É algo como a matéria em sua ínfima constituição. É o átomo com seu núcleo segurando a estrutura da linhagem, enquanto partículas soltas vão em busca de formas e combinações diferentes. É como o ser humano que traz em si o próprio código genético, mas sai pelo mundo, moldando sua personalidade na forja da vida.
Quem quiser documentar uma verdadeira dança de índio, não venha a Parintins em fins de junho. Arrume um “motorzinho”, um bom estoque de repelente, “engrene” com a Funai ou com alguma missão religiosa e boa viagem. Vá até o alto Andirá assistir à festa da tucandeira dos Saterê, no mês de maio. Pode, também, chegar ao vale do rio Javari, na aldeia dos Mati (ou Matiçã), e até descobrir o mistério dos dentes de macaco perfurados com broto de bananeira, por onde atravessa o fio de tucum, no fabrico de extravagantes colares. Pode, ainda, conhecer in loco o artesanato colorido e criativo dos Way-Way, na região situada entre as Guianas e os estados do Pará, Amazonas e Roraima. Até mesmo, quem sabe, ir à aldeia dos Wanana (ou Koytiria), conhecer as duas enchentes anuais do rio Uaupés, local onde mais chove na Amazônia. Tudo isso é belo, mas infelizmente nada disso acontece em Parintins, muito menos durante a quadra junina.
Se alguém quiser assistir à congada, tudo bem! Tem em quase todo o Brasil. A festa do reisado, em janeiro, acontece nas Alagoas. Vá ao Paraná, e a Bragança, no Pará, ver o auto da marujada ou os caboclinhos, no Recife, em pleno carnaval. Assista às cheganças e dance ciranda no Nordeste. Se optar pelo bumba-meu-boi, muito original, vá ao Maranhão. E boa sorte! Mas se quiser emoção, paixão, tesão, se quiser sentir-se criança, tornar-se igual aos seus iguais e ser gente novamente, então, venha até nós, nesta ilha paradisíaca de Parintins. Venha assistir à festa do boi-bumbá e sentir a energia que emana do Bumbódromo superlotado. Mas segure-se, você pode levitar…
Tem mais, você que tem conhecimento de pecuarista/extensionista, não procure raça na figura do nosso boi, por favor! Nem o agrupe em espécies e gêneros animais. Veja lá: ele tem chifres de Guzerá, orelhas do Indubrasil, mochila de Nelore, mas nem por isso é algum Frankenstein da engenharia genética. Ele tem a graça do Holandês e, com a valentia do Miúra, faz a arena tremer e a multidão delirar. Não tem olé, olé, olé, mas canta auê, auê, auê. Tudo é fantasia, gente!

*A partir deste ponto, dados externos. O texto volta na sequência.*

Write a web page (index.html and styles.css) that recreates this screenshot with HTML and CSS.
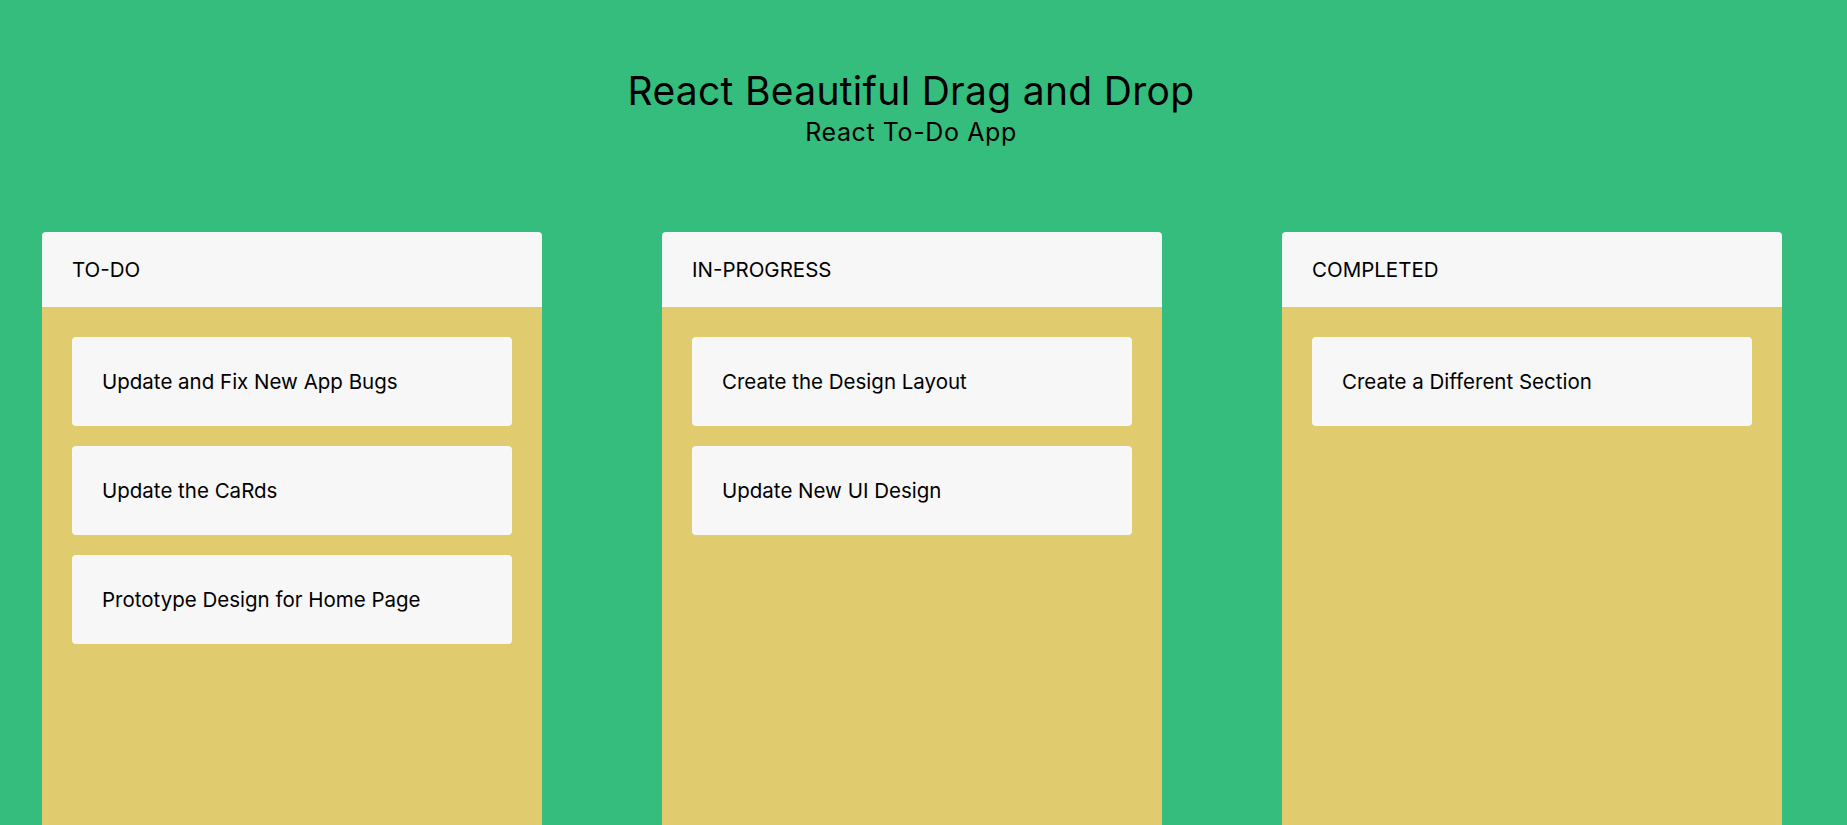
FILE: index.html
```html
<!DOCTYPE html>
<html lang="en">
<head>
<meta charset="utf-8">
<title>React Beautiful Drag and Drop</title>
<link rel="stylesheet" href="styles.css">
</head>
<body>
<div class="app">
  <header class="heading">
    <h1 class="title">React Beautiful Drag and Drop</h1>
    <h2 class="subtitle">React To-Do App</h2>
  </header>
  <main class="board">
    <section class="column">
      <div class="column-header">TO-DO</div>
      <div class="column-body">
        <div class="card">Update and Fix New App Bugs</div>
        <div class="card">Update the CaRds</div>
        <div class="card">Prototype Design for Home Page</div>
      </div>
    </section>
    <section class="column">
      <div class="column-header">IN-PROGRESS</div>
      <div class="column-body">
        <div class="card">Create the Design Layout</div>
        <div class="card">Update New UI Design</div>
      </div>
    </section>
    <section class="column">
      <div class="column-header">COMPLETED</div>
      <div class="column-body">
        <div class="card">Create a Different Section</div>
      </div>
    </section>
  </main>
</div>
</body>
</html>
```
FILE: styles.css
```css
* { box-sizing: border-box; }
html, body {
  margin: 0;
  padding: 0;
  height: 100%;
  overflow: hidden;
}
body {
  background: #34bd7d;
  font-family: Inter, "Open Sans", sans-serif;
  color: #000;
}
.app {
  display: flex;
  flex-direction: column;
  margin-right: 25px;
}
.heading {
  display: flex;
  flex-direction: column;
  align-items: center;
  padding-top: 68px;
}
.title {
  margin: 0;
  font-size: 39px;
  font-weight: 400;
  line-height: 46px;
  letter-spacing: 0.3px;
}
.subtitle {
  margin: 3px 0 0;
  font-size: 25px;
  font-weight: 400;
  line-height: 30px;
  letter-spacing: 0.6px;
}
.board {
  display: flex;
  gap: 120px;
  padding-left: 42px;
  margin-top: 85px;
}
.column {
  width: 500px;
  flex: none;
  display: flex;
  flex-direction: column;
}
.column-header {
  height: 75px;
  background: #f7f7f7;
  border-radius: 4px 4px 0 0;
  padding: 0 30px;
  display: flex;
  align-items: center;
  font-size: 20.5px;
}
.column-body {
  background: #e0cb6e;
  padding: 30px;
  min-height: 700px;
  display: flex;
  flex-direction: column;
  gap: 20px;
}
.card {
  height: 89px;
  background: #f7f7f7;
  border-radius: 4px;
  padding: 0 30px;
  display: flex;
  align-items: center;
  font-size: 20.5px;
}
```
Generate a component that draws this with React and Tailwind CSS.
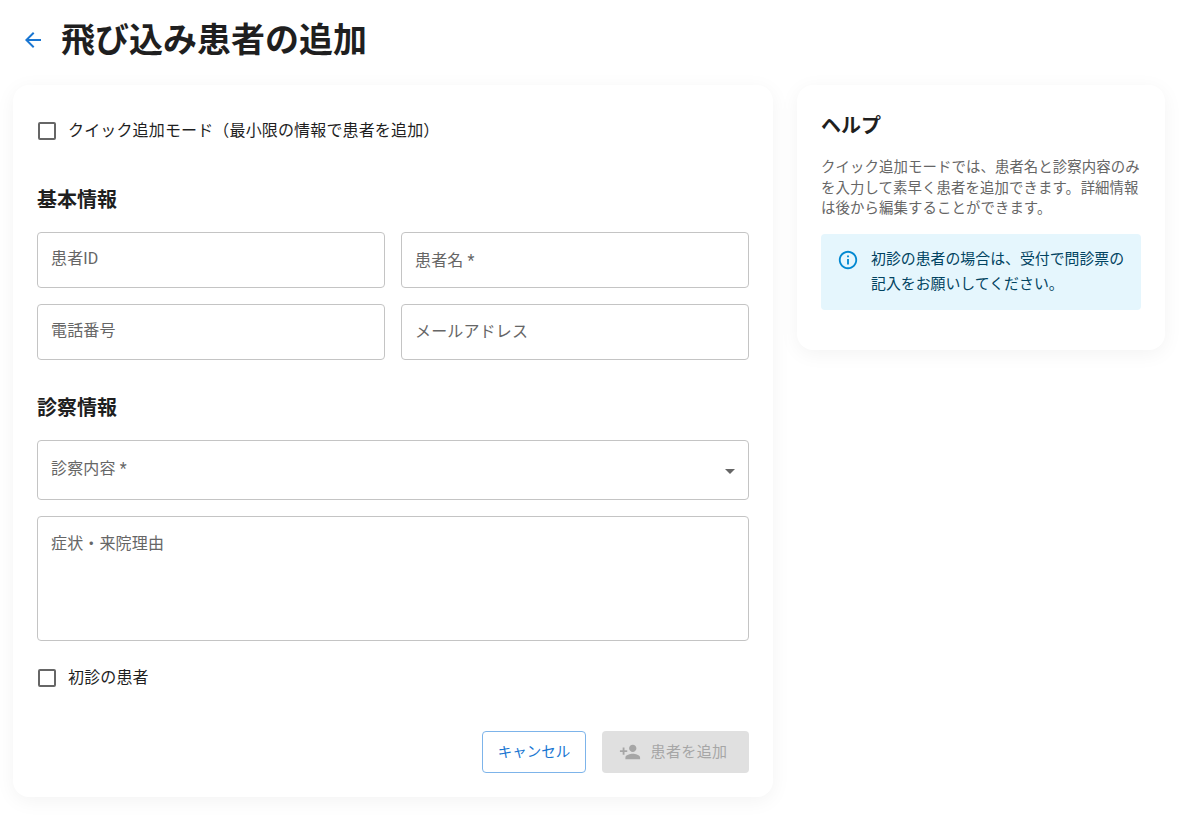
const Field = ({ placeholder, className = '' }) => (
  <input
    placeholder={placeholder}
    className={`h-14 w-full rounded border border-[#c4c4c4] bg-white px-[13px] text-base tracking-[0.15px] text-[#666] outline-none placeholder:text-[#666] ${className}`}
  />
);

const CheckRow = ({ label, className = '' }) => (
  <label className={`flex items-center gap-[12px] pl-px text-base leading-6 tracking-[0.15px] text-[#1f1f1f] ${className}`}>
    <span className="h-[18px] w-[18px] rounded-[2px] border-2 border-[#666] bg-white" />
    {label}
  </label>
);

const App = () => {
  return (
    <div
      className="min-h-[820px] bg-white px-[13px] pt-5 text-[#1f1f1f]"
      style={{ fontFamily: 'Roboto, "Noto Sans CJK JP", sans-serif' }}
    >
      <div className="flex h-10 items-center pl-[8px]">
        <svg viewBox="0 0 24 24" className="h-6 w-6 fill-[#1976d2]">
          <path d="M20 11H7.83l5.59-5.59L12 4l-8 8 8 8 1.41-1.41L7.83 13H20v-2z" />
        </svg>
        <h1 className="ml-[16px] text-[34px] font-bold leading-10">飛び込み患者の追加</h1>
      </div>

      <div className="mt-[25px] flex items-start gap-6">
        <div className="w-[760px] rounded-2xl bg-white p-6 shadow-[0_4px_20px_rgba(0,0,0,0.05)]">
          <CheckRow label="クイック追加モード（最小限の情報で患者を追加）" className="mt-[10px]" />

          <h2 className="mt-[43px] text-xl font-bold leading-7">基本情報</h2>
          <div className="mt-[18px] grid grid-cols-2 gap-4">
            <Field placeholder="患者ID" className="pb-1" />
            <Field placeholder="患者名 *" />
            <Field placeholder="電話番号" className="pb-1" />
            <Field placeholder="メールアドレス" className="pb-[2px]" />
          </div>

          <h2 className="mt-[34px] text-xl font-bold leading-7">診察情報</h2>
          <div className="mt-[18px] flex h-[60px] items-center justify-between rounded border border-[#c4c4c4] px-[13px] pb-[2px] text-base tracking-[0.15px] text-[#666]">
            <span>診察内容 *</span>
            <svg viewBox="0 0 10 5" className="mt-1 h-[5px] w-[10px] fill-[#666]">
              <path d="M0 0l5 5 5-5z" />
            </svg>
          </div>
          <textarea
            placeholder="症状・来院理由"
            className="mt-4 block h-[125px] w-full resize-none rounded border border-[#c4c4c4] px-[13px] py-[15px] text-base leading-6 tracking-[0.15px] outline-none placeholder:text-[#666]"
          />
          <CheckRow label="初診の患者" className="mt-[25px]" />

          <div className="mt-[41px] flex justify-end gap-4">
            <button className="h-[42px] w-[104px] rounded border border-[#7db4ea] bg-white pt-[2px] text-[14.5px] text-[#1976d2]">
              キャンセル
            </button>
            <button disabled className="flex h-[42px] w-[147px] items-center justify-center gap-[9px] rounded bg-[#e0e0e0] pr-1 text-[15px] tracking-[0.4px] text-[#a6a6a6]">
              <svg viewBox="0 0 24 24" className="h-[22px] w-[22px] fill-[#a6a6a6]">
                <path d="M15 12c2.21 0 4-1.79 4-4s-1.79-4-4-4-4 1.79-4 4 1.79 4 4 4zm-9-2V7H4v3H1v2h3v3h2v-3h3v-2H6zm9 4c-2.67 0-8 1.34-8 4v2h16v-2c0-2.66-5.33-4-8-4z" />
              </svg>
              患者を追加
            </button>
          </div>
        </div>

        <div className="w-[368px] rounded-2xl bg-white px-6 pb-10 pt-[27px] shadow-[0_4px_20px_rgba(0,0,0,0.05)]">
          <h2 className="text-xl font-bold leading-7">ヘルプ</h2>
          <p className="mt-[18px] text-[14.4px] leading-[20.6px] tracking-[0.1px] text-[#666] [word-spacing:-3px]">
            クイック追加モードでは、患者名と診察内容のみを入力して素早く患者を追加できます。 詳細情報は後から編集することができます。
          </p>
          <div className="mt-[14px] flex rounded bg-[#e5f6fd] px-4 py-[13px] text-[14.9px] leading-[25px] text-[#014361]">
            <svg viewBox="0 0 24 24" className="mr-[12px] mt-[2px] h-[22px] w-[22px] shrink-0 fill-[#0288d1]">
              <path d="M11 7h2v2h-2zm0 4h2v6h-2zm1-9C6.48 2 2 6.48 2 12s4.48 10 10 10 10-4.48 10-10S17.52 2 12 2zm0 18c-4.41 0-8-3.59-8-8s3.59-8 8-8 8 3.59 8 8-3.59 8-8 8z" />
            </svg>
            <p>初診の患者の場合は、受付で問診票の記入をお願いしてください。</p>
          </div>
        </div>
      </div>
    </div>
  );
};

export default App;
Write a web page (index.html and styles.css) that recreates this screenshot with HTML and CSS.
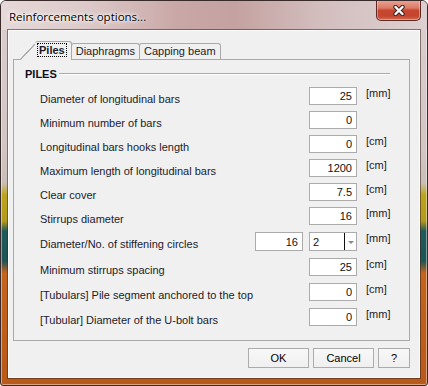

Nosso boi-bumbá é colorido, é alegre e “pro alto”, é puro e tem muita luz. Aliás, é como a própria luz que, na essência, ora promana em partículas, ora em ondas eletromagnéticas, que se transformam de maneira contínua e aleatória a cada instante. Nossa festa é viva, porque surgiu da vida de nosso ancestral indígena. É atual, porque é dinâmica. É vibrante, porque é dual. É equilibrada, porque resiste. E existe, porque é equilibrada.
– Mas, e o capacete? Por que capacete, se este é algo frio, sombrio, que lembra guerra e porrada, enquanto os índios do Bumbódromo são bonitos, pacíficos e alegres? Por que capacete, se suas vestes de penas e figuras coloridas são gigantescas e mágicas?
– Bolas, esta foi a forma como o artista viu algo de arredondado em torno da cabeça nua do índio equatorial da planície; foi aquela luz brilhante, aquela superposição de cores que envolvia sua silhueta; foi aquele halo, que as imagens dos santos católicos trazem flutuando sobre si, e que as revistinhas infantis chamam de auréola. Foi na falta de palavra mais apropriada que o artista, rústico, porém iluminado, ao perceber tal miragem iridescente, despretensiosamente chamou de capacete, pô!
Capacete de boi-bumbá é mais que cocar de chefe da tribo. É a aura do índio guerreiro, é competição. É a expressão viva da alma do tuxaua, é transpiração. É o gênio criativo do artista, é inspiração.